Sep 22, 2017
In today’s podcast we have a very in depth, frank and honest interview with former England cricket captain Michael Vaughan who worked with me on his Mind Factor for a number of years
Vaughan was ranked one of the best batsmen in the world following the 2002/03 Ashes, in which he scored 633 runs, including three centuries.
He captained England in 51 Tests between 2003 and 2008, winning 26, a record and losing 11; England won all seven home Tests of the 2004 summer under Vaughan, and the pinnacle of his captaincy career came with a 2–1 victory in the 2005 Ashes, England's first Ashes victory since 1986/87. The series build as the ‘greatest test series of all time.
In this session Vaughan talks at length about how he and the team developed a process to beat a team who many thought were invincible.
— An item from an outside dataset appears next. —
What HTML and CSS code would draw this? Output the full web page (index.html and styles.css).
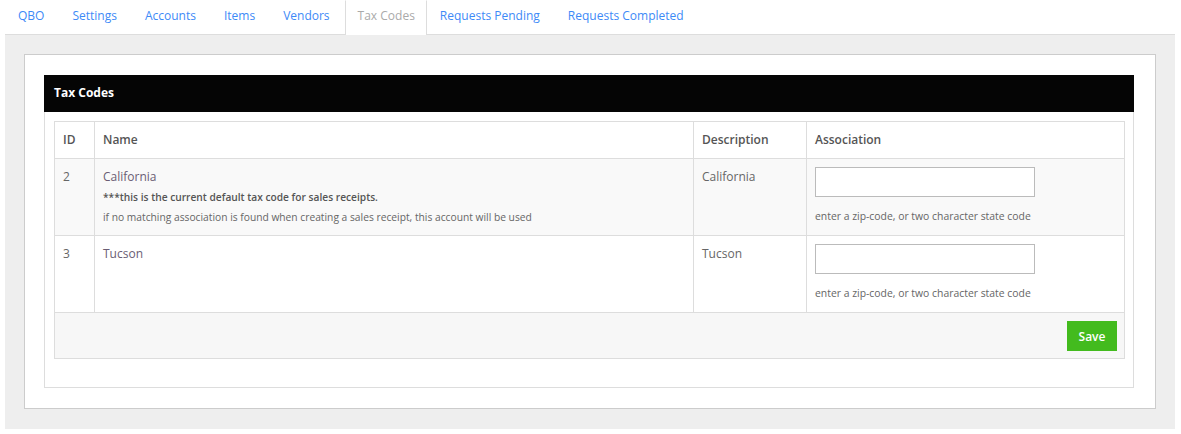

If you are interested in either leading others or just leading yourself these simple concepts are priceless and can be applied to any setting where you want to get the best out of a group of people.
We also discuss
Early days and how a tough environment shaped his future career. The early effects of good and bad coaching. Developing a love of the game.
How a single opportunity came along that defined a future life and how he took that opportunity. Responding to opportunity as opposed to being scared.
How parents can get too involved in the development of young players.
How a young player needs to own their own process and not be too dependent on coaching. Coaching should be about bringing out learning as opposed to coaching too much theory.
Why talent can be coached out of players
The culture of overcomplicating games and the dangers of pampering people with too much
How enjoying the game is such a vital part of the game. Developing a mindset of ‘what will be will be’ and how if you have done your work and your preparation this can release you to play the game and express your own natural talent
Creating a plan to defeat perhaps the greatest test team of all time. How to play the ball not the man. Focus on what you can do as opposed to being drawn into the ‘story’ of what your opposition may or may not do.
Letting go of the fear of failure, some specifics.
The fact that mentally tough players deal with setbacks and how they are able to reset and get back on track. When it is time to look at your technique and create some change.
When you look at other sports how this can actually create breakthroughs by getting you out of your own ‘normal’ system
The importance of body language and how some simple steps in the way you carry yourself can have a big impact on the way you feel. How science has now started to back up this simple but incredibly effective concept.
When a conversation with a poorly youngster on the eve of the most important match of his life put the whole game in perspective and allowed him to go out and play perhaps his finest innings.
Making the complicated simple. Taking all of the worlds complexity and breaking it down to something simple that you can DO.
Staying ‘in the game’ when things get tough and how to develop mental toughness and also dealing with the ‘good days’ to be able to stay calm.
The way captaincy of the England team affected his own individual performance as a result of ATTENTION
Slowing your mind down at the right time to be able to access your ideal state of CALM. Getting away from ‘having’ to score a certain number of runs. Avoiding the danger of setting numeric targets.
Creating a new future. How when one chapter of your life is coming to an end the importance of creating new challenges. Planning for a future than gives you energy as opposed to always looking back on past glories.
Your time will come but it will also go. How to accept this and move on.
The strategies to become a great coach. Coaching the human being as opposed to just the ‘player’
The single most important factors in being able to lead others.
The magic of writing things down and how you can influence your future by writing down what works for you. The diary of success.
A fascinating insight from one of the truly great sportsmen of our age and what YOU can take from him and apply effectively to your own life.